### [DATA]
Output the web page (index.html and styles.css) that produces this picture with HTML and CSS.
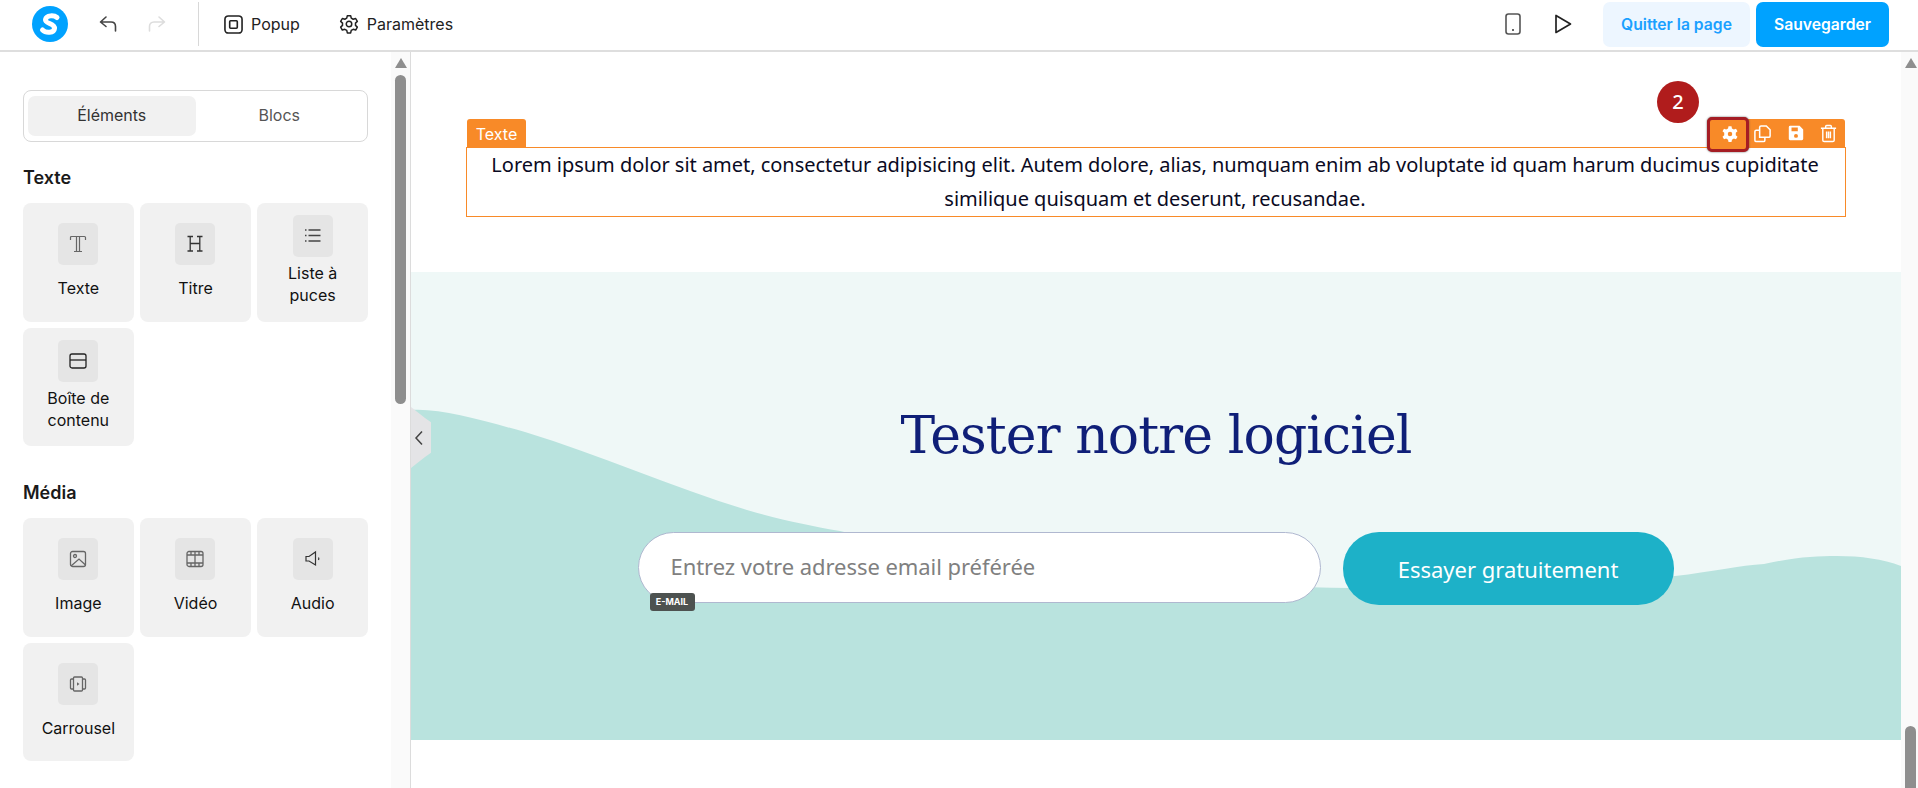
FILE: index.html
```html
<!DOCTYPE html>
<html lang="fr">
<head>
<meta charset="utf-8">
<title>Éditeur</title>
<link rel="stylesheet" href="styles.css">
</head>
<body>
<header class="topbar">
  <div class="bar-left">
    <svg class="logo" viewBox="0 0 36 36" width="36" height="36"><circle cx="18" cy="18" r="18" fill="#00a2ff"/><path d="M25 11.500C22 9 14.500 9 13.500 13.500C12.800 18 23 17 22.500 22.500C22 27 14 27.500 10.500 24" fill="none" stroke="#fff" stroke-width="5" stroke-linecap="round"/></svg>
    <svg class="undo" viewBox="0 0 20 20" width="20" height="20"><path d="M8 3L2.500 8L8 12.500M3 8H13C16 8 17.500 10 17.500 12.500V17" fill="none" stroke="#444" stroke-width="1.600" stroke-linecap="round" stroke-linejoin="round"/></svg>
    <svg class="redo" viewBox="0 0 20 20" width="20" height="20"><path d="M12 3L17.500 8L12 12.500M17 8H7C4 8 2.500 10 2.500 12.500V17" fill="none" stroke="#ddd" stroke-width="1.600" stroke-linecap="round" stroke-linejoin="round"/></svg>
    <span class="divider"></span>
    <div class="tool tool-popup">
      <svg viewBox="0 0 20 20" width="19" height="19"><rect x="1" y="1" width="18" height="18" rx="3.500" fill="none" stroke="#222" stroke-width="1.700"/><rect x="6" y="6" width="8" height="8" rx="1" fill="none" stroke="#222" stroke-width="1.700"/></svg>
      <span>Popup</span>
    </div>
    <div class="tool">
      <svg viewBox="0 0 24 24" width="20" height="20" fill="none" stroke="#222" stroke-width="1.800" stroke-linejoin="round"><path d="M10 2h4l.7 3 2.300 1.300 3-.9 2 3.500-2.200 2.100v2.700l2.200 2.100-2 3.500-3-.9-2.300 1.300-.7 3h-4l-.7-3L7 18.400l-3 .9-2-3.500 2.200-2.100v-2.700L2 8.900l2-3.500 3 .9 2.300-1.300z"/><circle cx="12" cy="12" r="3.300"/></svg>
      <span>Paramètres</span>
    </div>
  </div>
  <div class="bar-right">
    <svg class="phone" viewBox="0 0 16 22" width="16" height="22"><rect x="1" y="1" width="14" height="20" rx="2.500" fill="none" stroke="#555" stroke-width="1.600"/><circle cx="8" cy="17" r="1" fill="#333"/></svg>
    <svg class="play" viewBox="0 0 18 20" width="18" height="20"><path d="M2 1.500V18.500L16.500 10Z" fill="none" stroke="#222" stroke-width="1.700" stroke-linejoin="round"/></svg>
    <button class="btn btn-soft">Quitter la page</button>
    <button class="btn btn-solid">Sauvegarder</button>
  </div>
</header>

<main class="workspace">
  <aside class="sidebar">
    <div class="panel">
      <div class="tabs">
        <div class="tab tab-active">Éléments</div>
        <div class="tab">Blocs</div>
      </div>

      <h2 class="group-title group-first">Texte</h2>
      <div class="cards">
        <div class="card">
          <div class="card-icon"><svg viewBox="0 0 20 20" width="20" height="20" fill="none" stroke="#666" stroke-width="1.200"><path d="M2.500 6V3.500Q2.500 2.500 3.500 2.500H16.500Q17.500 2.500 17.500 3.500V6M8.500 2.500V17.500M11.500 2.500V17.500M6 17.500H14"/></svg></div>
          <div class="card-label">Texte</div>
        </div>
        <div class="card">
          <div class="card-icon"><svg viewBox="0 0 20 20" width="20" height="20" fill="none" stroke="#333" stroke-width="1.300"><path d="M2.500 2.500H8M12 2.500H17.500M2.500 17H8M12 17H17.500M5.200 2.500V17M14.800 2.500V17M5.200 9.500H14.800"/></svg></div>
          <div class="card-label">Titre</div>
        </div>
        <div class="card card-tall">
          <div class="card-icon"><svg viewBox="0 0 20 20" width="20" height="20" fill="none" stroke="#444" stroke-width="1.500"><path d="M5.500 4H17.500M5.500 9.500H17.500M5.500 15H17.500M2 4H3.500M2 9.500H3.500M2 15H3.500"/></svg></div>
          <div class="card-label">Liste à puces</div>
        </div>
        <div class="card card-tall">
          <div class="card-icon"><svg viewBox="0 0 20 20" width="20" height="20" fill="none" stroke="#222" stroke-width="1.300"><rect x="2" y="3" width="16" height="14" rx="2"/><path d="M2 9H18"/></svg></div>
          <div class="card-label">Boîte de contenu</div>
        </div>
      </div>

      <h2 class="group-title">Média</h2>
      <div class="cards">
        <div class="card">
          <div class="card-icon"><svg viewBox="0 0 20 20" width="20" height="20" fill="none" stroke="#666" stroke-width="1.300"><rect x="2.500" y="2.500" width="15" height="15" rx="2"/><circle cx="7" cy="7" r="1.500"/><path d="M3 17L11 10L17.500 16"/></svg></div>
          <div class="card-label">Image</div>
        </div>
        <div class="card">
          <div class="card-icon"><svg viewBox="0 0 20 20" width="20" height="20" fill="none" stroke="#666" stroke-width="1.300"><rect x="2" y="2.500" width="16" height="15" rx="2"/><path d="M2 6H18M2 14H18M10 2.500V17.500M6 2.500V6M14 2.500V6M6 14V17.500M14 14V17.500"/></svg></div>
          <div class="card-label">Vidéo</div>
        </div>
        <div class="card">
          <div class="card-icon"><svg viewBox="0 0 20 20" width="20" height="20" fill="none" stroke="#333" stroke-width="1.200"><path d="M3 7.500H6L12.500 3V16L6 12H3ZM15.500 8.500C16 9.300 16 10 15.500 11"/></svg></div>
          <div class="card-label">Audio</div>
        </div>
        <div class="card">
          <div class="card-icon"><svg viewBox="0 0 20 20" width="20" height="20" fill="none" stroke="#666" stroke-width="1.300"><rect x="5.500" y="3" width="9" height="14" rx="1"/><path d="M5.500 5H3.500Q2.500 5 2.500 6V14Q2.500 15 3.500 15H5.500M14.500 5H16.500Q17.500 5 17.500 6V14Q17.500 15 16.500 15H14.500"/><path d="M9 8.300V11.700L11.500 10Z" fill="#666" stroke="none"/></svg></div>
          <div class="card-label">Carrousel</div>
        </div>
      </div>
    </div>
    <div class="scroll-track">
      <span class="scroll-arrow"></span>
      <span class="scroll-thumb scroll-thumb-side"></span>
    </div>
  </aside>

  <section class="canvas">
    <span class="collapse"><svg viewBox="0 0 10 16" width="10" height="16"><path d="M8 1.500L2 8L8 14.500" fill="none" stroke="#444" stroke-width="1.500"/></svg></span>
    <div class="text-block">
      <span class="block-tag">Texte</span>
      <span class="step-badge">2</span>
      <div class="block-tools">
        <span class="tool-btn tool-btn-on"><svg viewBox="0 0 24 24" width="18" height="18"><path fill="#fff" fill-rule="evenodd" d="M10 1.500h4l.6 3 2.500 1.400 2.900-1 2 3.500-2.300 2v3.200l2.300 2-2 3.500-2.900-1-2.500 1.400-.6 3h-4l-.6-3-2.500-1.400-2.900 1-2-3.500 2.300-2v-3.200l-2.300-2 2-3.500 2.900 1 2.500-1.400zM12 9a3 3 0 1 0 0 6 3 3 0 0 0 0-6z"/></svg></span>
        <span class="tool-btn"><svg viewBox="0 0 20 20" width="19" height="19" fill="none" stroke="#fff" stroke-width="1.600"><path d="M7 14V3.500Q7 2 8.500 2H14L18 6V12.500Q18 14 16.500 14Z"/><path d="M7 6.500H3.500Q2 6.500 2 8V17Q2 18.500 3.500 18.500H11Q12.500 18.500 12.500 17V14"/></svg></span>
        <span class="tool-btn"><svg viewBox="0 0 20 20" width="18" height="18"><path fill="#fff" fill-rule="evenodd" d="M3.500 2H14L18 6V16.500Q18 18 16.500 18H3.500Q2 18 2 16.500V3.500Q2 2 3.500 2ZM5 4V8H12V4ZM10 11a2.200 2.200 0 1 0 0 4.400 2.200 2.200 0 0 0 0-4.400Z"/></svg></span>
        <span class="tool-btn"><svg viewBox="0 0 20 20" width="19" height="19" fill="none" stroke="#fff" stroke-width="1.500"><path d="M2 4.500H18M7 4.500V2.500Q7 1.500 8 1.500H12Q13 1.500 13 2.500V4.500M4 4.500V17Q4 18.500 5.500 18.500H14.500Q16 18.500 16 17V4.500M8 8V15M10 8V15M12 8V15"/></svg></span>
      </div>
      <p class="lorem">Lorem ipsum dolor sit amet, consectetur adipisicing elit. Autem dolore, alias, numquam enim ab voluptate id quam harum ducimus cupiditate similique quisquam et deserunt, recusandae.</p>
    </div>

    <div class="hero">
      <svg class="wave" viewBox="0 0 1490 468" preserveAspectRatio="none"><path d="M0 138C30 136 70 148 114 160C190 183 260 215 336 238C370 248 400 254 429 259C560 290 780 315 940 316C1060 316 1180 316 1264 304C1300 300 1330 293 1353 292C1385 285 1405 284 1426 284C1450 284 1472 287 1490 294V468H0Z" fill="#b9e3de"/></svg>
      <h1 class="hero-title">Tester notre logiciel</h1>
      <form class="signup">
        <div class="field">
          <span class="placeholder">Entrez votre adresse email préférée</span>
          <span class="field-tag">E-MAIL</span>
        </div>
        <button class="cta" type="button">Essayer gratuitement</button>
      </form>
    </div>
  </section>

  <div class="scroll-track scroll-track-main">
    <span class="scroll-arrow"></span>
    <span class="scroll-thumb scroll-thumb-main"></span>
  </div>
</main>
</body>
</html>
```

FILE: styles.css
```css
* { box-sizing: border-box; }
html, body { margin: 0; height: 100%; overflow: hidden; }
body { font-family: Inter, "Liberation Sans", sans-serif; color: #111; background: #fff; display: flex; flex-direction: column; }

.topbar { height: 52px; flex: none; display: flex; justify-content: space-between; align-items: center; border-bottom: 2px solid #dedede; background: #fff; padding: 0 29px 2px 32px; }
.bar-left, .bar-right { display: flex; align-items: center; }
.logo { display: block; }
.undo { margin-left: 30px; }
.redo { margin-left: 29px; }
.divider { width: 1px; height: 44px; background: #d8d8d8; margin-left: 31px; }
.tool { display: flex; align-items: center; gap: 8px; font-size: 16px; font-weight: 400; color: #222; margin-left: 39px; }
.tool-popup { margin-left: 25px; }
.phone { margin-right: 33px; }
.play { margin-right: 31px; }
.btn { border: 0; height: 45px; border-radius: 7px; font-family: inherit; font-size: 15.7px; font-weight: 600; padding: 0; }
.btn-soft { width: 147px; background: #edf6ff; color: #1ba0ff; margin-right: 6px; }
.btn-solid { width: 133px; background: #00a2ff; color: #fff; }

.workspace { flex: 1; display: flex; min-height: 0; }
.sidebar { width: 411px; flex: none; display: flex; border-right: 1px solid #dcdcdc; }
.panel { flex: 1; padding: 38px 23px 0; }
.tabs { height: 52px; display: flex; border: 1px solid #d8d8d8; border-radius: 8px; padding: 5px 4px; }
.tab { flex: 1; display: flex; align-items: center; justify-content: center; font-size: 16px; color: #555; border-radius: 7px; padding-bottom: 2px; }
.tab-active { background: #f1f1f1; color: #333; }
.group-title { font-size: 18px; line-height: 24px; font-weight: 600; color: #1a1a1a; margin: 35px 0 13px; }
.group-first { margin-top: 24px; }
.cards { display: grid; grid-template-columns: repeat(3, 1fr); grid-auto-rows: 118.5px; gap: 6px 6.5px; }
.card { background: #f1f1f1; border-radius: 8px; display: flex; flex-direction: column; align-items: center; padding-top: 20px; gap: 12px; }
.card-tall { padding-top: 12px; gap: 5px; }
.card-icon { width: 40px; height: 42px; flex: none; border-radius: 5px; background: #e5e5e5; display: flex; align-items: center; justify-content: center; }
.card-label { font-size: 16px; line-height: 22px; text-align: center; color: #111; max-width: 96px; }

.scroll-track { width: 19px; flex: none; background: #fafafa; display: flex; flex-direction: column; align-items: center; padding-top: 6px; }
.scroll-arrow { width: 0; height: 0; border-left: 6px solid transparent; border-right: 6px solid transparent; border-bottom: 10px solid #8e8e8e; }
.scroll-thumb { width: 11px; background: #8e8e8e; border-radius: 6px; flex: none; }
.scroll-thumb-side { height: 329px; margin-top: 7px; }
.scroll-track-main { width: 17px; padding-left: 2px; }
.scroll-thumb-main { height: 70px; margin-top: 658px; }

.canvas { flex: 1; min-width: 0; position: relative; padding-top: 95px; }
.collapse { position: absolute; left: 0; top: 355px; width: 20px; height: 61px; background: #e4e4e6; clip-path: polygon(0 0, 70% 18%, 100% 25%, 100% 75%, 70% 82%, 0 100%); display: flex; align-items: center; padding-left: 3px; z-index: 2; }
.text-block { position: relative; margin: 0 55px; height: 70px; border: 1px solid #f88a28; }
.block-tag { position: absolute; left: 0; top: -29px; height: 28px; width: 59px; background: #f88a28; color: #fff; font-size: 16px; line-height: 30px; text-align: center; border-radius: 3px 3px 0 0; }
.block-tools { position: absolute; right: 0; top: -29px; height: 28px; display: flex; align-items: center; background: #f88a28; border-radius: 3px 3px 0 0; }
.tool-btn { width: 33px; height: 28px; display: flex; align-items: center; justify-content: center; }
.tool-btn-on { width: 42px; height: 35px; margin-right: -3px; padding-left: 3px; border: 3px solid #a51d24; border-radius: 5px; background: #f88a28; box-shadow: 0 0 2px #555; position: relative; top: 1px; }
.step-badge { position: absolute; right: 146px; top: -67px; width: 42px; height: 42px; border-radius: 50%; background: #b01c1c; color: #fff; font-family: "Noto Sans", sans-serif; font-size: 20px; font-weight: 500; line-height: 42px; text-align: center; }
.lorem { margin: 0; padding-right: 2px; font-family: "Noto Sans", sans-serif; font-size: 20px; letter-spacing: -0.03px; line-height: 34px; text-align: center; color: #0a0a23; }

.hero { position: relative; height: 468px; margin-top: 55px; background: #eff8f7; display: flex; flex-direction: column; align-items: center; }
.wave { position: absolute; inset: 0; width: 100%; height: 100%; }
.hero-title { position: relative; margin: 127px 0 0; font-family: "DejaVu Serif", serif; font-size: 52px; letter-spacing: -0.9px; line-height: 72px; font-weight: 400; color: #0f1f78; }
.signup { position: relative; display: flex; align-items: flex-start; gap: 22px; margin-top: 61px; margin-left: -1px; }
.field { position: relative; width: 683px; height: 71px; background: #fff; border: 1px solid #b0b8d0; border-radius: 36px; display: flex; align-items: center; padding: 0 0 3px 32px; }
.placeholder { font-family: "Noto Sans", sans-serif; font-size: 22px; letter-spacing: -0.05px; color: #808080; }
.field-tag { position: absolute; left: 11px; top: 60px; width: 45px; height: 18px; background: #4d5250; border-radius: 3px; color: #fff; font-size: 9px; font-weight: 700; line-height: 18px; text-align: center; }
.cta { width: 331px; height: 73px; border: 0; border-radius: 36px; background: #1db1c8; color: #fff; font-family: "Noto Sans", sans-serif; font-size: 22px; padding: 0; }
```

### [GOAL]
Among the lines above, count those containing the word "page" and give nothing but the result.

### [ANSWER BELOW]
2